Paul Eggert eggert at cs.ucla.edu
Thu Oct 22 20:42:11 UTC 2020


On 10/19/20 3:47 PM, Carlos Jimenez wrote:

> Before I execute "make tarballs" or "make rearguard_tarballs" the version file has the 2020c value in it.  When I run either of those commands I get the  tzdataunknown-rearguard.tar.gz file which doesn't seem correct.

I see two explanations for the behavior you observed.

1. You used a 'make' that considers a file to be out-of-date if its timestamp 
exactly equals one of its dependencies. In the tzdb-2020c.tar.lz tarball, the 
files 'version' and 'NEWS' both have the timestamp 2020-10-16 18:18:46 UTC, and 
the Makefile says that 'version' depends on 'NEWS' which means that a 'make' 
that treats equal timestamps as out-of-date will try to rebuild 'version'. Since 
you were not in a git repository the version became "unknown".

2. You copied the distribution's files, thus altering their timestamps, or 
edited one of the files for some other reason; this can cause 'make' to try to 
rebuild 'version' because its timestamp is now older than one of its 
dependencies. Again, you weren't in a git repository so the version became 
"unknown".

I doubt whether (1) was your problem since you mentioned CentOS whereas HP-UX 
'make' is the only one I know that treats equal timestamps as out-of-date. But 
'make' should do the right thing on HP-UX so I fixed (1) anyway, by installing 
the patch I mentioned in an email earlier today 
<https://mm.icann.org/pipermail/tz/2020-October/029401.html>.

Most likely your problem was (2). If so, a simple fix would be for you to build 
from an unmodified tarball without copying or changing any file; that way, the 
'version' file would have said "2020c" which would have been correct.

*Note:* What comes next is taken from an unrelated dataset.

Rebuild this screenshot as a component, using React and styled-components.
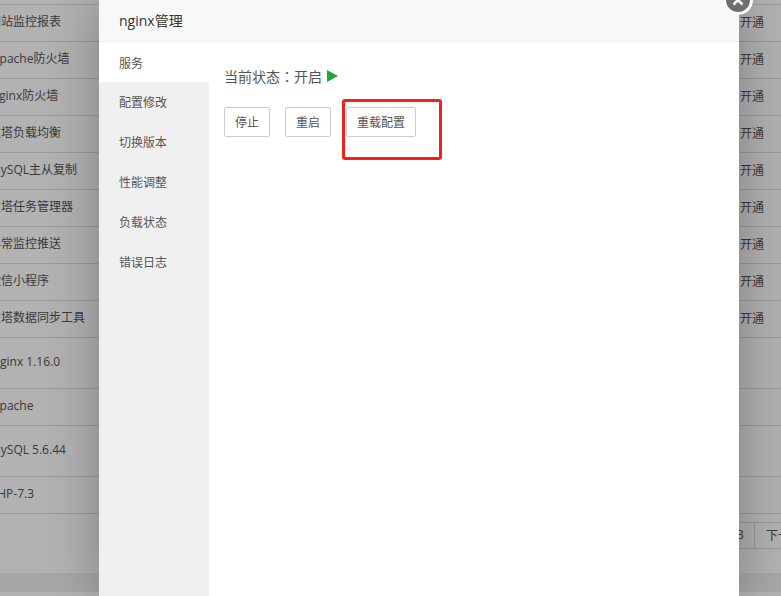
import React from "react";
import styled, { createGlobalStyle } from "styled-components";

const Global = createGlobalStyle`
  html, body { margin: 0; padding: 0; height: 100%; overflow: hidden; }
  body { font-family: "Open Sans", "Noto Sans CJK SC", sans-serif; font-size: 12px; color: #555; }
`;

const Page = styled.div`
  position: relative;
  width: 781px;
  height: 596px;
  overflow: hidden;
  background: #fff;
`;

const Table = styled.div`
  display: flex;
  flex-direction: column;
  padding-top: 4px;
`;

const Row = styled.div`
  display: flex;
  align-items: center;
  justify-content: space-between;
  height: ${(p) => p.$h}px;
  border-top: 1px solid #ddd;
  box-sizing: border-box;
  padding: 0 17px 4px 0;
  color: #555;
  font-size: 12px;
`;

const RowName = styled.span`
  margin-left: ${(p) => p.$shift}px;
  white-space: nowrap;
`;

const Action = styled.span`
  color: #555;
  padding-top: 2px;
`;

const TableEnd = styled.div`
  border-top: 1px solid #ddd;
`;

const Pager = styled.div`
  display: flex;
  justify-content: flex-end;
  height: 27px;
  margin: 8px -32px 0 0;
  font-size: 12px;
`;

const PageCell = styled.span`
  display: flex;
  align-items: center;
  padding: 0 ${(p) => p.$pad}px 2px;
  border: 1px solid #ddd;
  border-width: 1px 0 1px ${(p) => (p.$line ? "1px" : "0")};
  white-space: nowrap;
`;

const Footer = styled.div`
  height: 19px;
  margin-top: 24px;
  background: #efefef;
`;

const Shade = styled.div`
  position: absolute;
  inset: 0;
  background: #000;
  opacity: 0.3;
`;

const Modal = styled.div`
  position: absolute;
  left: 99px;
  top: 0;
  width: 640px;
  height: 596px;
  display: flex;
  flex-direction: column;
  background: #fff;
  box-shadow: 1px 1px 50px rgba(0, 0, 0, 0.3);
`;

const ModalTitle = styled.div`
  height: 39px;
  flex: none;
  display: flex;
  align-items: center;
  padding: 0 0 2px 20px;
  background: #f8f8f8;
  border-bottom: 1px solid #eee;
  color: #333;
  font-size: 14px;
`;

const ModalBody = styled.div`
  flex: 1;
  display: flex;
  min-height: 0;
`;

const Side = styled.nav`
  width: 110px;
  flex: none;
  background: #f0f0f0;
  display: flex;
  flex-direction: column;
`;

const Tab = styled.div`
  height: 40px;
  box-sizing: border-box;
  display: flex;
  align-items: center;
  padding: ${(p) => (p.$active ? "2px" : "0")} 0 0 20px;
  font-size: 12px;
  color: #555;
  background: ${(p) => (p.$active ? "#fff" : "transparent")};
`;

const Content = styled.div`
  flex: 1;
  padding: 24px 15px 0;
  background: #fff;
`;

const Status = styled.div`
  display: flex;
  align-items: center;
  height: 20px;
  font-size: 14px;
  color: #555;
`;

const Colon = styled.span`
  font-family: "Noto Sans CJK TC", sans-serif;
`;

const Play = styled.svg`
  width: 11px;
  height: 12px;
  margin-left: 5px;
  display: block;
`;

const Buttons = styled.div`
  display: flex;
  gap: 15px;
  margin-top: 21px;
`;

const Btn = styled.button`
  height: 30px;
  padding: 0 10px;
  border: 1px solid #ccc;
  border-radius: 2px;
  background: #fff;
  color: #555;
  font: inherit;
  font-size: 12px;
`;

const Callout = styled.div`
  position: absolute;
  left: 342px;
  top: 99px;
  width: 100px;
  height: 61px;
  box-sizing: border-box;
  border: 3px solid #f5201a;
  border-radius: 3px;
`;

const Close = styled.div`
  position: absolute;
  left: 723px;
  top: -15px;
  width: 30px;
  height: 30px;
  box-sizing: border-box;
  border: 3px solid #fff;
  border-radius: 50%;
  background: #6e6e6e;
  display: flex;
  align-items: center;
  justify-content: center;
`;

const rows = [
  ["网站监控报表", -11, 37],
  ["Apache防火墙", -8, 37],
  ["Nginx防火墙", -10, 37],
  ["宝塔负载均衡", -11, 37],
  ["MySQL主从复制", -10, 37],
  ["宝塔任务管理器", -11, 37],
  ["异常监控推送", -11, 37],
  ["微信小程序", -11, 37],
  ["宝塔数据同步工具", -11, 37],
  ["Nginx 1.16.0", -9, 51, true],
  ["Apache", -8, 37, true],
  ["MySQL 5.6.44", -10, 51, true],
  ["PHP-7.3", -10, 37, true],
];

const tabs = ["服务", "配置修改", "切换版本", "性能调整", "负载状态", "错误日志"];

export default function App() {
  return (
    <Page>
      <Global />
      <Table>
        {rows.map(([name, shift, h, noAction]) => (
          <Row key={name} $h={h}>
            <RowName $shift={shift}>{name}</RowName>
            {!noAction && <Action>开通</Action>}
          </Row>
        ))}
        <TableEnd />
        <Pager>
          <PageCell $pad={10}>3</PageCell>
          <PageCell $pad={11} $line>下一页</PageCell>
        </Pager>
        <Footer />
      </Table>
      <Shade />
      <Modal>
        <ModalTitle>nginx管理</ModalTitle>
        <ModalBody>
          <Side>
            {tabs.map((t, i) => (
              <Tab key={t} $active={i === 0}>{t}</Tab>
            ))}
          </Side>
          <Content>
            <Status>
              当前状态<Colon>：</Colon>开启
              <Play viewBox="0 0 11 12"><path d="M0 0 L11 6 L0 12 Z" fill="#20a53a" /></Play>
            </Status>
            <Buttons>
              <Btn>停止</Btn>
              <Btn>重启</Btn>
              <Btn>重载配置</Btn>
            </Buttons>
          </Content>
        </ModalBody>
      </Modal>
      <Callout />
      <Close>
        <svg width="14" height="14" viewBox="0 0 14 14">
          <path d="M2.5 2.5 L11.5 11.5 M11.5 2.5 L2.5 11.5" stroke="#fff" strokeWidth="2.6" />
        </svg>
      </Close>
    </Page>
  );
}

But suppose you needed to modify some files before running 'make'; then what? 
Here, it strikes me that the Makefile can do something nicer than just setting 
the 'version' file to "unknown". Instead, it can look at the old 'version' file, 
and append "-dirty" to its contents (if they don't already end in "-dirty"). Had 
this behavior been present in 2020c, your 'version' file would have said 
"2020c-dirty" instead of just "unknown", and that would have been more helpful.

I installed the attached patch into the development version to implement this 
idea. Please give 2020d a try now that it's out (it should fix your other 
problem), and if 2020d still has a problem please try 2020d with the attached patch.